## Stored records
★ ★ ★ ★ ★ ★ ★

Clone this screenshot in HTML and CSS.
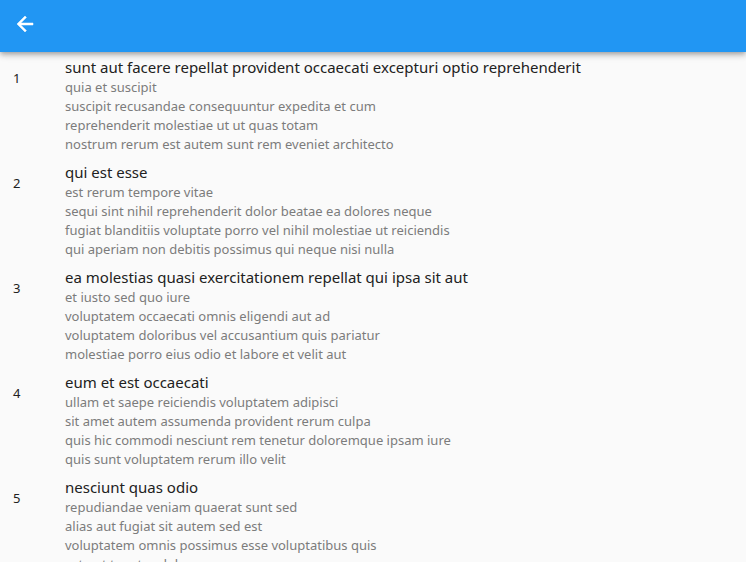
FILE: index.html
```html
<!DOCTYPE html>
<html lang="en">
<head>
<meta charset="utf-8">
<title>Posts</title>
<link rel="stylesheet" href="styles.css">
</head>
<body>
<header class="app-bar">
  <button class="back" type="button" aria-label="Back">
    <svg viewBox="0 0 24 24" width="24" height="24" aria-hidden="true"><path fill="currentColor" stroke="currentColor" stroke-width="0.5" d="M20 11H7.83l5.59-5.59L12 4l-8 8 8 8 1.41-1.41L7.83 13H20v-2z"/></svg>
  </button>
</header>
<main class="posts">
  <article class="post">
    <span class="number">1</span>
    <div class="content">
      <h2 class="title">sunt aut facere repellat provident occaecati excepturi optio reprehenderit</h2>
      <p class="body">quia et suscipit
suscipit recusandae consequuntur expedita et cum
reprehenderit molestiae ut ut quas totam
nostrum rerum est autem sunt rem eveniet architecto</p>
    </div>
  </article>
  <article class="post">
    <span class="number">2</span>
    <div class="content">
      <h2 class="title">qui est esse</h2>
      <p class="body">est rerum tempore vitae
sequi sint nihil reprehenderit dolor beatae ea dolores neque
fugiat blanditiis voluptate porro vel nihil molestiae ut reiciendis
qui aperiam non debitis possimus qui neque nisi nulla</p>
    </div>
  </article>
  <article class="post">
    <span class="number">3</span>
    <div class="content">
      <h2 class="title">ea molestias quasi exercitationem repellat qui ipsa sit aut</h2>
      <p class="body">et iusto sed quo iure
voluptatem occaecati omnis eligendi aut ad
voluptatem doloribus vel accusantium quis pariatur
molestiae porro eius odio et labore et velit aut</p>
    </div>
  </article>
  <article class="post">
    <span class="number">4</span>
    <div class="content">
      <h2 class="title">eum et est occaecati</h2>
      <p class="body">ullam et saepe reiciendis voluptatem adipisci
sit amet autem assumenda provident rerum culpa
quis hic commodi nesciunt rem tenetur doloremque ipsam iure
quis sunt voluptatem rerum illo velit</p>
    </div>
  </article>
  <article class="post">
    <span class="number">5</span>
    <div class="content">
      <h2 class="title">nesciunt quas odio</h2>
      <p class="body">repudiandae veniam quaerat sunt sed
alias aut fugiat sit autem sed est
voluptatem omnis possimus esse voluptatibus quis
est aut tenetur dolor neque</p>
    </div>
  </article>
</main>
</body>
</html>
```
FILE: styles.css
```css
* {
  box-sizing: border-box;
}

body {
  margin: 0;
  height: 100vh;
  display: flex;
  flex-direction: column;
  background: #fafafa;
  color: #212121;
  font-family: "Noto Sans", "Open Sans", sans-serif;
}

.app-bar {
  position: relative;
  z-index: 1;
  flex: none;
  display: flex;
  align-items: center;
  height: 52px;
  padding: 0 9px 4px;
  background: #2196f3;
  color: #fff;
  box-shadow: 0 2px 4px -1px rgba(0, 0, 0, 0.2), 0 4px 5px rgba(0, 0, 0, 0.14), 0 1px 10px rgba(0, 0, 0, 0.12);
}

.back {
  display: flex;
  padding: 4px;
  border: 0;
  background: none;
  color: inherit;
  cursor: pointer;
}

.posts {
  flex: 1;
  min-height: 0;
  padding-top: 1px;
  overflow-y: auto;
  scrollbar-width: none;
}

.post {
  display: grid;
  grid-template-columns: 52px 1fr;
  padding: 4px 13px;
}

.number {
  padding-top: 12px;
  font-size: 13px;
  line-height: 19px;
}

.title {
  margin: 0;
  font-size: 15px;
  font-weight: 400;
  line-height: 21px;
}

.body {
  margin: 0;
  color: #7c7c7c;
  font-size: 13px;
  line-height: 19px;
  white-space: pre-line;
}
```
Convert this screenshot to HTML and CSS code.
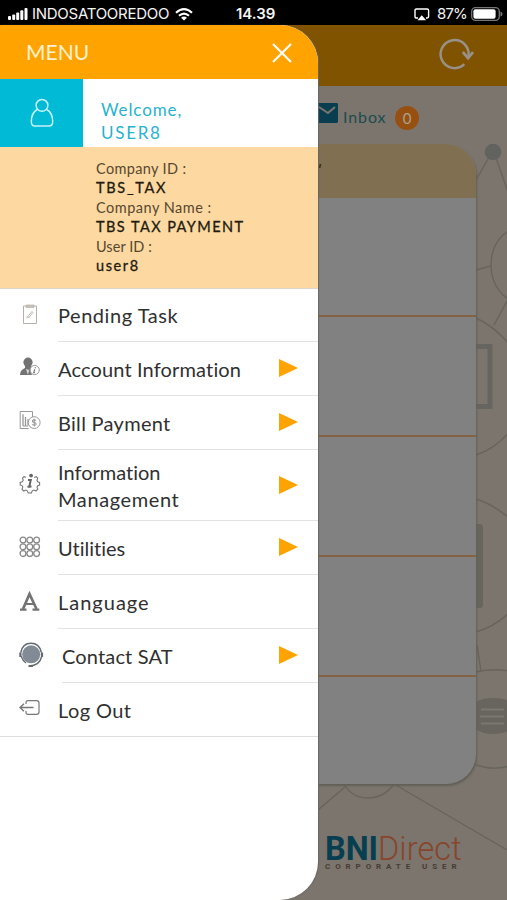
FILE: index.html
```html
<!DOCTYPE html>
<html lang="en">
<head>
<meta charset="utf-8">
<title>BNIDirect</title>
<link rel="stylesheet" href="styles.css">
</head>
<body>
<div class="phone">
  <header class="status">
    <svg class="signal" width="20" height="12" viewBox="0 0 20 12" fill="#fff"><rect x="0" y="8" width="3" height="4" rx="1"/><rect x="4.2" y="6.5" width="3" height="5.5" rx="1"/><rect x="8.2" y="4.5" width="3" height="7.5" rx="1"/><rect x="12.3" y="2.3" width="3" height="9.7" rx="1"/><rect x="16.5" y="0" width="3" height="12" rx="1"/></svg>
    <span class="carrier">INDOSATOOREDOO</span>
    <svg class="wifi" width="18" height="13" viewBox="0 0 18 13"><path d="M1 4.8Q9-2.5 17 4.8M4 7.8Q9 3.4 14 7.8" fill="none" stroke="#fff" stroke-width="2.1"/><path d="M6 9.7Q9 7.3 12 9.7L9 12.6Z" fill="#fff"/></svg>
    <span class="time">14.39</span>
    <svg class="airplay" width="16" height="13" viewBox="0 0 16 13"><path d="M4 10H2.4Q1 10 1 8.6V2.4Q1 1 2.4 1H13.2Q14.6 1 14.6 2.4V8.6Q14.6 10 13.2 10H12" fill="none" stroke="#fff" stroke-width="1.4"/><path d="M7.8 7.2L12.2 12.3H3.4Z" fill="#fff"/></svg>
    <span class="percent">87%</span>
    <svg class="battery" width="32" height="14" viewBox="0 0 32 14"><rect x=".7" y=".7" width="27.6" height="12.6" rx="3.8" fill="none" stroke="#777" stroke-width="1.3"/><rect x="2.4" y="2.3" width="22.2" height="9.4" rx="2" fill="#fff"/><path d="M29.5 4.5Q31.5 5 31.5 7T29.5 9.5Z" fill="#777"/></svg>
  </header>

  <main class="screen">
    <svg class="network" width="189" height="814" viewBox="318 86 189 814" fill="none" stroke="#68645c" stroke-width="1.4">
      <path d="M492 152L476 180M494 152L510 198M476 270L491 266M507 301L494 325M476 318Q494 326 510 345M476 455Q495 449 510 431M476 499Q493 504 510 519M476 632Q494 627 510 612M477 645L481 671M476 672Q492 668 510 671M474 764Q490 771 510 766M394 784L507 850M345 787L318 810M344 784Q352 798 368 798T394 784"/>
      <ellipse cx="520" cy="265" rx="29" ry="37"/>
      <circle cx="493" cy="152" r="8.3" fill="#62625f" stroke="none"/>
      <path d="M474 346.5H490V406.5H474" stroke="#66655f" stroke-width="5"/>
      <path d="M474 524H480Q483 524 483 528V604Q483 608 480 608H474Z" fill="#67665b" stroke="none"/>
      <path d="M476 702Q482 698 493 698T510 702V730Q504 734 493 734T476 729Z" fill="#67655e" stroke="none"/>
      <path d="M481 709.5H504M480 716.5H504M481 723.5H504" stroke="#7c786f" stroke-width="2"/>
    </svg>
    <div class="appbar">
      <svg width="36" height="34" viewBox="0 0 36 34" fill="none" stroke="#989188" stroke-width="2.5"><path d="M26.3 26.2A14 14 0 1 1 30.3 19"/><path d="M24.8 14L30.1 20.2L35 14" stroke-width="2.7"/></svg>
    </div>
    <div class="inbox">
      <svg width="20" height="20" viewBox="0 0 20 20"><rect width="20" height="20" rx="1.4" fill="#083e4f"/><path d="M1 4L10 10L17 4" fill="none" stroke="#7a766f" stroke-width="2"/></svg>
      <span class="inbox-label">Inbox</span>
      <span class="count">0</span>
    </div>
    <section class="card">
      <div class="card-head"><i class="tick"></i></div>
      <div class="slot"></div><div class="slot"></div><div class="slot"></div><div class="slot"></div><div class="slot last"></div>
    </section>
    <footer class="brand">
      <div class="logo"><b>BNI</b><span>Direct</span></div>
      <div class="tag">CORPORATE USER</div>
    </footer>
  </main>

  <aside class="drawer">
    <div class="drawer-head">
      <span class="menu-title">MENU</span>
      <svg width="20" height="20" viewBox="0 0 20 20" stroke="#fff" stroke-width="2.1"><path d="M1 1L19 19M19 1L1 19"/></svg>
    </div>
    <div class="profile">
      <div class="avatar"><svg width="24" height="30" viewBox="0 0 24 30" fill="none" stroke="#c5f4f8" stroke-width="1.5"><circle cx="12" cy="7.3" r="5.9"/><path d="M7.3 11.5Q1.5 14.5 1.3 23.5Q1.3 28 5 28H19Q22.7 28 22.7 23.5Q22.5 14.5 16.7 11.5"/></svg></div>
      <div class="welcome"><div class="hello">Welcome,</div><div class="name">USER8</div></div>
    </div>
    <dl class="company">
      <dt class="k1">Company ID :</dt><dd class="v1">TBS_TAX</dd>
      <dt class="k2">Company Name :</dt><dd class="v2">TBS TAX PAYMENT</dd>
      <dt class="k3">User ID :</dt><dd class="v3">user8</dd>
    </dl>
    <nav class="menu">
      <div class="item"><div class="icon"><svg class="pending" width="22" height="22" viewBox="0 0 22 22" fill="none" stroke="#b5b1a8"><path d="M4.5 3V20.5H17.5V3Z"/><path d="M7 2H15V4.5H7Z" fill="#c6c2b9" stroke-width=".7"/><path d="M8.5 14L13 8.5L14 9.5L9.5 15ZM8 15.2V13.5" stroke-width=".9"/></svg></div>
        <div class="entry"><span class="l-pending">Pending Task</span></div></div>
      <div class="item"><div class="icon"><svg width="22" height="22" viewBox="0 0 22 22"><ellipse cx="9" cy="6.3" rx="4.6" ry="4.8" fill="#737373"/><path d="M6 10H12L15 13Q11 15 13 19H1Q1 14 6 12Z" fill="#737373"/><path d="M7 13L9 19L10 14Z" fill="#ddd"/><circle cx="15.7" cy="14" r="4.6" fill="#fff" stroke="#999"/><path d="M16.4 11.2L16.1 12.3M15.7 13.4L14.8 16.7H15.9" fill="none" stroke="#777" stroke-width="1.2"/></svg></div>
        <div class="entry"><span class="l-account">Account Information</span><i class="arrow"></i></div></div>
      <div class="item"><div class="icon"><svg width="22" height="22" viewBox="0 0 22 22" fill="none" stroke="#999"><path d="M9.5 18.5H1.2V1.5H13.5V7"/><path d="M4 4.2V16M6.5 7V16M9 9V15.5" stroke-width="1.3"/><path d="M4 16H9"/><circle cx="15.2" cy="12.6" r="5.9" fill="#fff"/><path d="M17.2 10.4Q14 9 13.4 11Q13.3 12.3 15.2 12.5Q17.6 13 17 14.5Q16 16 13.2 14.6M15.3 8.8V16.5" stroke-width="1.1"/></svg></div>
        <div class="entry"><span class="l-bill">Bill Payment</span><i class="arrow"></i></div></div>
      <div class="item"><div class="icon"><svg width="22" height="22" viewBox="0 0 22 22" fill="none" stroke="#777"><path d="M7 4.2L5 3.6L3.5 5.2L4.3 7.2L3.2 8.8L1.2 9.4V12L3.2 12.8L3.8 14.3L3 16.3L4.8 18L6.7 17.1L8.3 17.8L9.2 20H12.5L13.2 17.8L15 17.1L17 18L18.8 16.2L18 14.3L18.7 12.7L20.6 12V9.5L18.6 8.8L18 7.2L18.7 5.2L17.2 3.7L15.2 4.5" stroke-width="1.1"/><path d="M9 6.9H11.8L10.3 13.6H12.5M8.5 13.8H11.5" stroke="#666" stroke-width="2"/><circle cx="12.1" cy="2.6" r="1.9" fill="#666" stroke="none"/></svg></div>
        <div class="entry tall"><span class="l-info"><span>Information</span><br><span class="l-manage">Management</span></span><i class="arrow"></i></div></div>
      <div class="item"><div class="icon"><svg width="22" height="22" viewBox="0 0 22 22" fill="none" stroke="#888" stroke-width="1.3"><circle cx="4" cy="4" r="2.9"/><circle cx="10.8" cy="4" r="2.9"/><circle cx="17.6" cy="4" r="2.9"/><circle cx="4" cy="10.8" r="2.9"/><circle cx="10.8" cy="10.8" r="2.9"/><circle cx="17.6" cy="10.8" r="2.9"/><circle cx="4" cy="17.6" r="2.9"/><circle cx="10.8" cy="17.6" r="2.9"/><circle cx="17.6" cy="17.6" r="2.9"/></svg></div>
        <div class="entry"><span class="l-util">Utilities</span><i class="arrow"></i></div></div>
      <div class="item"><div class="icon"><svg width="22" height="22" viewBox="0 0 22 22" fill="none" stroke="#737373"><path d="M4 19L10.5 4L17.5 19" stroke-width="2.7"/><path d="M6 14H15.5" stroke-width="2"/><path d="M1 19.6H7.5M13.5 19.6H20.3" stroke-width="2.2"/></svg></div>
        <div class="entry"><span class="l-lang">Language</span></div></div>
      <div class="item"><div class="icon wide"><svg width="26" height="26" viewBox="0 0 26 26" fill="none" stroke="#626a70"><circle cx="13.2" cy="12.3" r="9" fill="#828b95" stroke="none"/><path d="M2.8 10.5Q4.5 1.2 13 1.2T23.4 10.5" stroke-width="1.5"/><path d="M2.4 10.5V15M24 10.5V15" stroke-width="2.2"/><path d="M3 14Q5 19 8 21M23.5 15Q21.5 23.8 11 24" stroke-width="1.4"/><path d="M10.5 24H15" stroke-width="2"/></svg></div>
        <div class="entry"><span class="l-contact">Contact SAT</span><i class="arrow"></i></div></div>
      <div class="item end"><div class="icon"><svg width="22" height="22" viewBox="0 0 22 22" fill="none" stroke="#777" stroke-width="1.2"><path d="M7 7V5.5Q7 3.6 9 3.6H17.5Q20 3.6 20 6V15Q20 17.4 17.5 17.4H9Q7 17.4 7 15.5V14"/><path d="M5 6.8L1 10.5L5 14.2M1 10.5H14.5" stroke-width="1.5"/></svg></div>
        <div class="entry"><span class="l-logout">Log Out</span></div></div>
    </nav>
  </aside>
</div>
</body>
</html>
```

FILE: styles.css
```css
* { box-sizing: border-box; }
body { margin: 0; background: #7b756d; font-family: Lato, "Liberation Sans", sans-serif; font-variant-ligatures: none; }
.phone { position: relative; width: 507px; height: 900px; overflow: hidden; display: flex; flex-direction: column; }
svg { display: block; flex: none; }

.status { height: 25px; flex: none; background: #000; color: #f5f5f5; display: flex; align-items: center; padding: 3px 4px 0 8px; font: 15px/20px Inter, sans-serif; }
.carrier { width: 137px; margin-left: 4px; letter-spacing: -.27px; white-space: nowrap; }
.wifi { margin-left: 6px; }
.time { width: 41px; margin-left: 43px; font-weight: 600; white-space: nowrap; }
.airplay { margin-left: auto; }
.percent { width: 30px; margin: 0 4px 0 7px; white-space: nowrap; letter-spacing: -.9px; }

.screen { flex: 1; position: relative; display: flex; flex-direction: column; padding-left: 318px; background: #7b756d; }
.network { position: absolute; left: 318px; top: 61px; }
.appbar { height: 61px; margin-left: -318px; background: #805300; display: flex; align-items: center; justify-content: flex-end; padding: 0 33px 2px 0; flex: none; }
.inbox { height: 57.5px; flex: none; display: flex; align-items: center; padding: 4px 0 0; position: relative; }
.inbox svg { margin-top: -7px; }
.inbox-label { width: 43px; margin-left: 5px; color: #204b50; font-size: 16px; letter-spacing: .9px; }
.count { width: 24px; height: 24px; margin: 2px 0 0 9px; border-radius: 50%; background: #985011; color: #aaa095; font-size: 15px; line-height: 24px; text-align: center; }
.card { position: relative; width: 158px; height: 640px; flex: none; background: #818181; border-radius: 0 30px 30px 0; overflow: hidden; box-shadow: 1px 2px 2px #625f59; }
.card-head { height: 54px; background: #807051; padding-top: 20px; }
.tick { display: block; width: 2px; height: 4px; margin-left: 1px; background: #3d3627; transform: skewX(-15deg); }
.slot { height: 119.8px; border-bottom: 2px solid #836343; }
.slot.last { border: 0; }
.brand { position: relative; margin: 51px 0 0 7px; width: 140px; }
.logo { height: 28px; display: flex; font: 300 32.5px/28px Roboto, sans-serif; color: #88452c; white-space: nowrap; }
.logo b { font-weight: 700; color: #073f50; letter-spacing: -.1px; }
.logo span { letter-spacing: .1px; }
.tag { font: 700 8px/8px Roboto, sans-serif; letter-spacing: 4.9px; color: #473c34; white-space: nowrap; }

.drawer { position: absolute; left: 0; top: 25px; width: 318px; height: 875px; background: #fff; border-radius: 0 38px 38px 0; overflow: hidden; box-shadow: 1px 0 1px #666; }
.drawer-head { height: 54px; background: #ffa300; display: flex; align-items: center; justify-content: space-between; padding: 2px 26px 0 26px; color: #fff1cf; }
.menu-title { font-size: 21px; letter-spacing: 0; margin-top: -4px; }
.profile { height: 67.5px; display: flex; }
.avatar { width: 83px; background: #00bad6; display: flex; align-items: center; justify-content: center; }
.welcome { padding: 19px 0 0 18px; color: #27b3cc; font-size: 17px; line-height: 23px; }
.hello { letter-spacing: .9px; }
.name { letter-spacing: 1.7px; }
.company { margin: 0; height: 142px; background: #fdd8a0; border-bottom: 1px solid #ddd6cc; padding: 12px 0 0 96px; font-size: 14.5px; line-height: 19.6px; color: #554831; }
.company dd { margin: 0; color: #211b10; -webkit-text-stroke: .3px; }
.k1 { letter-spacing: .35px; }
.k2 { letter-spacing: .5px; }
.k3 { letter-spacing: .05px; }
.v1 { letter-spacing: 1.7px; }
.v2 { letter-spacing: 1.45px; }
.v3 { letter-spacing: 1.6px; }

.item { display: flex; height: 53.8px; }
.item:first-child { height: 53.6px; }
.item:nth-child(4) { height: 71.8px; }
.icon { width: 58px; padding: 0 0 3px 19px; display: flex; align-items: center; flex: none; }
.icon.wide { width: 62px; padding-left: 18px; padding-bottom: 1px; }
.entry { flex: 1; display: flex; align-items: center; justify-content: space-between; padding: 2px 20px 0 0; border-bottom: 1px solid #e2e2e2; font-size: 20px; line-height: 27px; color: #303030; white-space: nowrap; }
.end { border-bottom: 1px solid #dedede; }
.end .entry { border: 0; }
.arrow { width: 0; height: 0; border-left: 19px solid #ffa300; border-top: 9px solid transparent; border-bottom: 9px solid transparent; margin-bottom: 3px; }
.l-pending { letter-spacing: .55px; }
.l-account { letter-spacing: .15px; }
.l-bill { letter-spacing: .3px; }
.l-manage { letter-spacing: .6px; }
.l-util { letter-spacing: 0; }
.l-lang { letter-spacing: 1px; }
.l-contact { letter-spacing: .15px; }
.l-logout { letter-spacing: .4px; }
```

★ ★ ★ ★ ★ ★ ★

Go over the records above and tally the lines with the word "this" in them. Give the number alone.

2